**Aim**: Check every line for the word "this" and give the number of lines where it occurs, nothing else.

**Dataset extract**:
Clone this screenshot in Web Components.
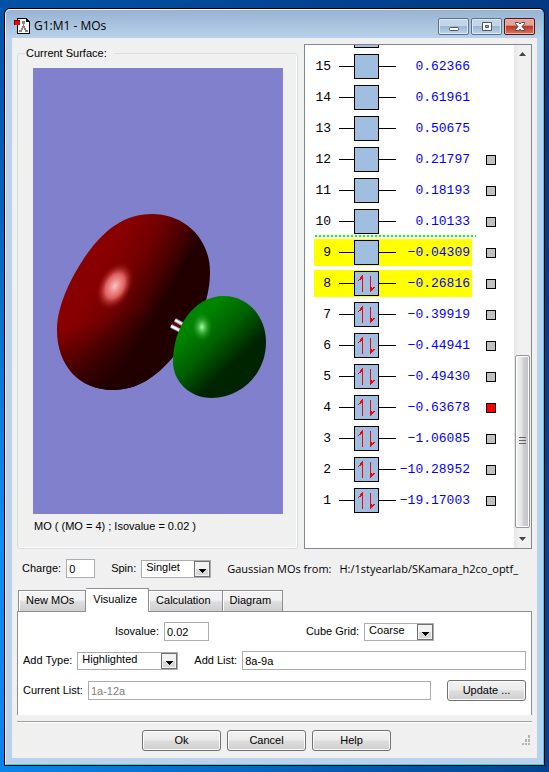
<!DOCTYPE html>
<html lang="en">
<head>
<meta charset="utf-8">
<title>G1:M1 - MOs</title>
<style>
	body {
		margin: 0;
		height: 100vh;
		display: flex;
		font: 11px/13px "Liberation Sans", Arial, sans-serif;
		color: #000;
		background:
			linear-gradient(to right, rgba(0, 50, 120, 0) 0%, rgba(0, 50, 120, 0.8) 100%),
			linear-gradient(#0352a6 0%, #0562bd 25%, #0c8ff2 70%, #0a84ea 100%);
		--line: #8b8e94;
		--field-line: #abadb3;
		--face: #f0f0f0;
		--ui-wide: "Open Sans", "Noto Sans", sans-serif;
	}
</style>
</head>
<body>
<mo-window heading="G1:M1 - MOs">
	<mo-columns>
		<group-box legend="Current Surface:">
			<orbital-surface></orbital-surface>
			<span slot="caption">MO ( (MO = 4) ; Isovalue = 0.02 )</span>
		</group-box>
		<orbital-list></orbital-list>
	</mo-columns>
	<field-row class="status">
		<text-field label="Charge:" value="0" size="29"></text-field>
		<select-field label="Spin:" value="Singlet" size="70"></select-field>
		<source-path from="Gaussian MOs from:" path="H:/1styearlab/SKamara_h2co_optf_"></source-path>
	</field-row>
	<tab-panel tabs="New MOs,Visualize,Calculation,Diagram" selected="1">
		<field-row spread>
			<text-field label="Isovalue:" value="0.02" size="45"></text-field>
			<select-field label="Cube Grid:" value="Coarse" size="70"></select-field>
		</field-row>
		<field-row>
			<select-field label="Add Type:" value="Highlighted" size="101"></select-field>
			<text-field label="Add List:" value="8a-9a" grow></text-field>
		</field-row>
		<field-row>
			<text-field label="Current List:" value="1a-12a" grow disabled></text-field>
			<push-button>Update ...</push-button>
		</field-row>
	</tab-panel>
	<push-button slot="actions">Ok</push-button>
	<push-button slot="actions">Cancel</push-button>
	<push-button slot="actions">Help</push-button>
</mo-window>

<script>
(function() {
	function define(name, render) {
		customElements.define(name, class extends HTMLElement {
			constructor() {
				super();
				this._shadowRoot = this.attachShadow({mode: "open"});
			}

			connectedCallback() {
				let template = document.createElement("template");
				template.innerHTML = render(this);
				this._shadowRoot.replaceChildren(template.content.cloneNode(true));
			}
		});
	}

	define("mo-window", el => `
		<style>
		:host {
			flex: 1;
			min-width: 0;
			box-sizing: border-box;
			display: flex;
			margin: 8px 4px 6px;
			border: 1px solid #000;
			border-radius: 6px 6px 0 0;
		}
		.frame {
			flex: 1;
			min-width: 0;
			display: flex;
			flex-direction: column;
			padding: 0 6px 6px;
			border: 1px solid #34d0ea;
			border-top-color: #f4f9ff;
			border-left-color: #e4f0fc;
			border-radius: 5px 5px 0 0;
			background: linear-gradient(#97b3d2 0px, #b9d1ea 28px, #b9d1ea 100%);
		}
		header {
			display: flex;
			gap: 2px;
			height: 28px;
			padding: 0 2px;
		}
		h1 {
			flex: 1;
			margin: 0 0 0 2px;
			font: 12px/32px var(--ui-wide);
		}
		header > svg { margin-top: 8px; }
		header button {
			width: 31px;
			height: 17px;
			margin-top: 8px;
			padding: 0;
			border: 1px solid #5f7288;
			border-radius: 2px;
			box-shadow: inset 0 0 0 1px #dce8f5;
			background: linear-gradient(#c3d5e8 45%, #9db6d1 50%, #bcd3eb);
		}
		header button svg { display: block; margin: auto; }
		header .close {
			border-color: #521516;
			box-shadow: inset 0 0 0 1px #eab6ac;
			background: linear-gradient(#e4a397 40%, #bd3a26 50%, #d8765c);
		}
		main {
			flex: 1;
			min-height: 0;
			display: flex;
			flex-direction: column;
			padding: 6px 5px 7px;
			background: var(--face);
		}
		footer {
			display: flex;
			align-items: flex-end;
			margin-top: 6px;
			padding-top: 8px;
			border-top: 1px solid #a0a0a0;
			box-shadow: inset 0 1px #fff;
		}
		.actions {
			flex: 1;
			display: flex;
			justify-content: center;
			gap: 6px;
		}
		</style>
		<div class="frame">
			<header>
				<svg width="16" height="16" viewBox="0 0 16 16" shape-rendering="crispEdges">
					<path d="M3 0h10v1h1v1h1v1h1v13H3z"/>
					<path d="M4 1h8v3h3v11H4z" fill="#fff"/>
					<path d="M8 3h3v3H8zM9 6h1v3H9zM8 8h3v2H8zM7 10h2v2H7zM10 10h2v2h-2zM5 12h3v2H5zM11 12h3v2h-3z" fill="#858585"/>
					<path d="M0 2h6v5H0z" fill="#700"/>
					<path d="M1 3h4v3H1z" fill="red"/>
					<path d="M1 3h4v3H1z" fill="none" stroke="red"/>
				</svg>
				<h1>${el.getAttribute("heading")}</h1>
				<button aria-label="Minimize"><svg width="12" height="11"><rect x="1.500" y="6.500" width="9" height="3" rx="1" fill="#fff" stroke="#4a5566"/></svg></button>
				<button aria-label="Restore"><svg width="12" height="11"><path d="M1.500 1.500h9v8h-9zM4.500 4.500v2h3v-2z" fill="#fff" fill-rule="evenodd" stroke="#4a5566"/></svg></button>
				<button class="close" aria-label="Close"><svg width="12" height="11"><path d="M1.500 1.500h3L6 3l1.500-1.500h3v1.200L8 5.500l2.500 2.800v1.200h-3L6 8 4.500 9.500h-3V8.300L4 5.500 1.500 2.700z" fill="#fff" stroke="#4a4455"/></svg></button>
			</header>
			<main>
				<slot></slot>
				<footer>
					<div class="actions"><slot name="actions"></slot></div>
					<svg width="16" height="16" fill="#b4b4b4" shape-rendering="crispEdges">
						<path d="M12 0h1v2h-1zM9 4h1v1H9zM12 4h1v2h-1zM9 5h1v1H9zM6 8h1v1H6zM9 8h1v1H9zM12 8h1v1h-1z" stroke="#b4b4b4"/>
					</svg>
				</footer>
			</main>
		</div>
	`);

	define("mo-columns", () => `
		<style>
		:host {
			flex: 1;
			min-height: 0;
			display: flex;
			gap: 6px;
		}
		</style>
		<slot></slot>
	`);

	define("group-box", el => `
		<style>
		:host {
			flex: 1;
			min-width: 0;
			display: flex;
		}
		fieldset {
			flex: 1;
			min-width: 0;
			display: flex;
			flex-direction: column;
			box-sizing: border-box;
			margin: 3px 0 0;
			padding: 8px 14px 15px 15px;
			border: 1px solid #d5dfe5;
			border-radius: 3px;
			box-shadow: inset -1px -1px #fff;
		}
		legend {
			margin-left: -8px;
			padding: 0 8px 0 1px;
		}
		.caption { margin-top: 6px; padding-left: 1px; }
		</style>
		<fieldset>
			<legend>${el.getAttribute("legend")}</legend>
			<slot></slot>
			<div class="caption"><slot name="caption"></slot></div>
		</fieldset>
	`);

	define("orbital-surface", () => `
		<style>
		:host {
			flex: 1;
			min-height: 0;
			display: flex;
			background: #8080cc;
		}
		svg { flex: 1; min-width: 0; }
		</style>
		<svg viewBox="0 0 250 446" role="img" aria-label="Molecular orbital">
			<defs>
				<linearGradient id="red" gradientUnits="userSpaceOnUse" x1="70" y1="200" x2="131" y2="234">
					<stop offset="0" stop-color="#880000"/>
					<stop offset="0.35" stop-color="#760000"/>
					<stop offset="0.7" stop-color="#500000"/>
					<stop offset="1" stop-color="#230000"/>
				</linearGradient>
				<linearGradient id="redLow" gradientUnits="userSpaceOnUse" x1="46" y1="256" x2="66" y2="322">
					<stop offset="0" stop-color="#200000" stop-opacity="0"/>
					<stop offset="1" stop-color="#200000" stop-opacity="0.9"/>
				</linearGradient>
				<linearGradient id="green" gradientUnits="userSpaceOnUse" x1="168" y1="250" x2="206" y2="290">
					<stop offset="0" stop-color="#008400"/>
					<stop offset="0.5" stop-color="#006000"/>
					<stop offset="1" stop-color="#002400"/>
				</linearGradient>
				<radialGradient id="redShine">
					<stop offset="0" stop-color="#ffc4c4"/>
					<stop offset="0.5" stop-color="#f07070" stop-opacity="0.85"/>
					<stop offset="1" stop-color="#900000" stop-opacity="0"/>
				</radialGradient>
				<radialGradient id="greenShine">
					<stop offset="0" stop-color="#a8ffa8"/>
					<stop offset="0.4" stop-color="#48b848" stop-opacity="0.8"/>
					<stop offset="1" stop-color="#008000" stop-opacity="0"/>
				</radialGradient>
				<path id="lobe" d="M119 146C151 146 177 170 177 204C177 238 160 266 140 289C124 308 105 322 80 322C46 322 24 297 24 262C24 236 40 206 54 186C72 161 92 146 119 146Z"/>
			</defs>
			<use href="#lobe" fill="url(#red)"/>
			<use href="#lobe" fill="url(#redLow)"/>
			<ellipse cx="82" cy="218" rx="17" ry="26" transform="rotate(28 82 218)" fill="url(#redShine)"/>
			<path d="M139 255L148 259" stroke="#600000" stroke-width="4"/>
			<path d="M142 252L151 257M138 258L148 263" stroke="#aaa" stroke-width="4"/>
			<path d="M142 252L151 257M138 258L148 263" stroke="#fff" stroke-width="2"/>
			<path d="M191 228C216 228 233 250 233 274C233 306 208 330 179 330C155 330 140 312 140 294C140 260 160 228 191 228Z" fill="url(#green)"/>
			<ellipse cx="169" cy="259" rx="11" ry="15" fill="url(#greenShine)"/>
		</svg>
	`);

	const orbitals = [
		[16, "", 0], [15, "0.62366", 0], [14, "0.61961", 0], [13, "0.50675", 0],
		[12, "0.21797", 1], [11, "0.18193", 1], [10, "0.10133", 1],
		[9, "−0.04309", 1], [8, "−0.26816", 1], [7, "−0.39919", 1],
		[6, "−0.44941", 1], [5, "−0.49430", 1], [4, "−0.63678", 1],
		[3, "−1.06085", 1], [2, "−10.28952", 1], [1, "−19.17003", 1]
	];

	function orbitalRow([n, energy, marked]) {
		let state = [n === 8 || n === 9 ? "picked" : "", n === 10 ? "lumo" : ""].join(" ");
		let arrows = n <= 8 ? `
			<path d="M23 4h1v17h-1V8h-1v1h-2v1h-1V9h1V8h1V6h1V5h1z" fill="red" stroke="none"/>
			<path d="M31 5h1v11h1v1h1v-1h2v1h-1v1h-1v1h-1v1h-1v1h-1z" fill="red" stroke="none"/>` : "";
		return `
			<li class="${state}">
				<div class="level">
					<span class="n">${energy ? n : ""}</span>
					<svg width="57" height="25" fill="none" stroke="#000" shape-rendering="crispEdges">
						<path d="M0 12.500h57"/>
						<rect x="15.500" y=".5" width="24" height="24" fill="#a0bedf"/>
						${arrows}
					</svg>
					<span class="energy">${energy}</span>
				</div>
				${marked ? `<button class="mark ${n === 4 ? "current" : ""}" aria-label="Orbital ${n}"></button>` : ""}
			</li>`;
	}

	define("orbital-list", () => `
		<style>
		:host {
			flex: none;
			width: 226px;
			display: flex;
			border: 1px solid #828790;
			background: #fff;
			font: 13px/15px "Liberation Mono", "Courier New", monospace;
		}
		ol {
			flex: 1;
			display: flex;
			flex-direction: column;
			justify-content: flex-end;
			overflow: hidden;
			margin: 0;
			padding: 0 0 32px 9px;
			list-style: none;
		}
		li {
			flex: none;
			height: 31px;
			display: flex;
			align-items: center;
			gap: 14px;
			position: relative;
		}
		.level {
			width: 158px;
			height: 27px;
			display: flex;
			align-items: center;
			box-sizing: border-box;
			padding-right: 2px;
		}
		.picked .level { background: #ff0; }
		.lumo::after {
			content: "";
			position: absolute;
			left: 1px;
			bottom: 0;
			width: 161px;
			height: 2px;
			background: repeating-linear-gradient(to right, #0f0 0 2px, transparent 2px 4px);
		}
		.n {
			width: 17px;
			margin-right: 8px;
			text-align: right;
		}
		.energy {
			flex: 1;
			text-align: right;
			color: #00f;
		}
		.mark {
			width: 10px;
			height: 10px;
			padding: 0;
			border: 1px solid #000;
			background: #c0c0c0;
		}
		.current { background: #f00; }
		.scroll {
			width: 17px;
			display: flex;
			flex-direction: column;
			align-items: center;
			justify-content: space-between;
			background: linear-gradient(to right, #e6e6e6, #f0f0f0 30%, #f1f1f1);
		}
		.scroll svg { display: block; }
		.track {
			flex: 1;
			align-self: stretch;
			display: flex;
			align-items: flex-end;
			padding: 0 1px;
		}
		.thumb {
			flex: 1;
			height: 37%;
			display: flex;
			align-items: center;
			justify-content: center;
			border: 1px solid #979797;
			border-radius: 2px;
			box-shadow: inset 0 0 0 1px #fff;
			background: linear-gradient(to right, #f5f5f5, #e4e4e6 45%, #d0d1d5 55%, #c0c1c5);
		}
		</style>
		<ol>${orbitals.map(orbitalRow).join("")}</ol>
		<div class="scroll">
			<svg width="17" height="20"><path d="M5 11h7L8.500 7z" fill="#444"/></svg>
			<div class="track"><div class="thumb">
				<svg width="7" height="9" stroke="#666" shape-rendering="crispEdges"><path d="M0 .5h7M0 3.500h7M0 6.500h7"/></svg>
			</div></div>
			<svg width="17" height="20"><path d="M5 9h7l-3.500 4z" fill="#444"/></svg>
		</div>
	`);

	define("field-row", el => `
		<style>
		:host {
			display: flex;
			align-items: center;
			gap: 16px;
			min-height: 19px;
			padding: 0 5px;
		}
		:host([spread]) {
			justify-content: space-evenly;
			gap: 0;
			padding: 0;
		}
		:host(.status) { margin: 10px 0; }
		</style>
		<slot></slot>
	`);

	define("text-field", el => `
		<style>
		:host {
			display: flex;
			align-items: center;
			gap: 5px;
		}
		:host([grow]) { flex: 1; min-width: 0; }
		label { white-space: nowrap; }
		input {
			box-sizing: border-box;
			width: ${el.hasAttribute("grow") ? "100%" : el.getAttribute("size") + "px"};
			min-width: 0;
			height: 19px;
			padding: 0 2px;
			border: 1px solid var(--field-line);
			border-radius: 0;
			background: #fff;
			font: inherit;
			color: #000;
		}
		input:disabled { color: #808080; }
		</style>
		<label for="input">${el.getAttribute("label")}</label>
		<input id="input" type="text" value="${el.getAttribute("value")}" ${el.hasAttribute("disabled") ? "disabled" : ""}>
	`);

	define("select-field", el => `
		<style>
		:host {
			display: flex;
			align-items: center;
			gap: 5px;
		}
		label { white-space: nowrap; }
		.box {
			display: grid;
			width: ${el.getAttribute("size")}px;
		}
		select, svg { grid-area: 1 / 1; }
		select {
			appearance: none;
			height: 18px;
			padding: 0 18px 2px 4px;
			border: 1px solid var(--field-line);
			border-radius: 0;
			background: #fff;
			font: inherit;
			color: #000;
		}
		svg {
			justify-self: end;
			align-self: center;
			margin-right: 1px;
			pointer-events: none;
		}
		</style>
		<label for="select">${el.getAttribute("label")}</label>
		<div class="box">
			<select id="select"><option>${el.getAttribute("value")}</option></select>
			<svg width="16" height="16" shape-rendering="crispEdges">
				<rect x=".5" y=".5" width="15" height="15" fill="#f2f2f2" stroke="#707070"/>
				<path d="M2 8h12v6H2z" fill="#d8d8d8"/>
				<path d="M5 8h7v1h-1v1h-1v1H9v1H8v-1H7v-1H6V9H5z"/>
			</svg>
		</div>
	`);

	define("source-path", el => `
		<style>
		:host {
			flex: 1;
			min-width: 0;
			display: flex;
			gap: 8px;
			overflow: hidden;
			white-space: nowrap;
			font: 11px/16px var(--ui-wide);
		}
		</style>
		<span>${el.getAttribute("from")}</span>
		<span>${el.getAttribute("path")}</span>
	`);

	define("tab-panel", el => `
		<style>
		:host { display: block; }
		nav {
			display: flex;
			align-items: flex-end;
			padding-left: 1px;
		}
		button {
			height: 21px;
			padding: 0 11px 1px 7px;
			border: 1px solid var(--line);
			border-bottom: 0;
			border-radius: 0;
			box-shadow: inset 1px 1px #fff;
			background: linear-gradient(#f2f2f2 45%, #dddddd 55%, #cfcfcf);
			font: inherit;
			color: #000;
		}
		button + button { border-left-width: 0; }
		button[aria-selected="true"] {
			height: 24px;
			margin-bottom: -1px;
			padding-bottom: 3px;
			background: #fff;
			z-index: 1;
		}
		section {
			display: flex;
			flex-direction: column;
			gap: 10px;
			padding: 10px 0 14px;
			border: 1px solid var(--line);
			border-bottom: 0;
			background: #fff;
		}
		</style>
		<nav role="tablist">
			${el.getAttribute("tabs").split(",").map((tab, i) => `<button role="tab" aria-selected="${i === Number(el.getAttribute("selected"))}">${tab}</button>`).join("")}
		</nav>
		<section role="tabpanel"><slot></slot></section>
	`);

	define("push-button", () => `
		<style>
		:host { display: block; }
		button {
			display: block;
			width: 79px;
			height: 21px;
			padding: 0 0 1px;
			border: 1px solid #707070;
			border-radius: 3px;
			box-shadow: inset 0 0 0 1px #fcfcfc;
			background: linear-gradient(#f2f2f2, #ebebeb 48%, #dddddd 52%, #cfcfcf);
			font: inherit;
			color: #000;
		}
		</style>
		<button><slot></slot></button>
	`);
})();
</script>
</body>
</html>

**Task result**: 4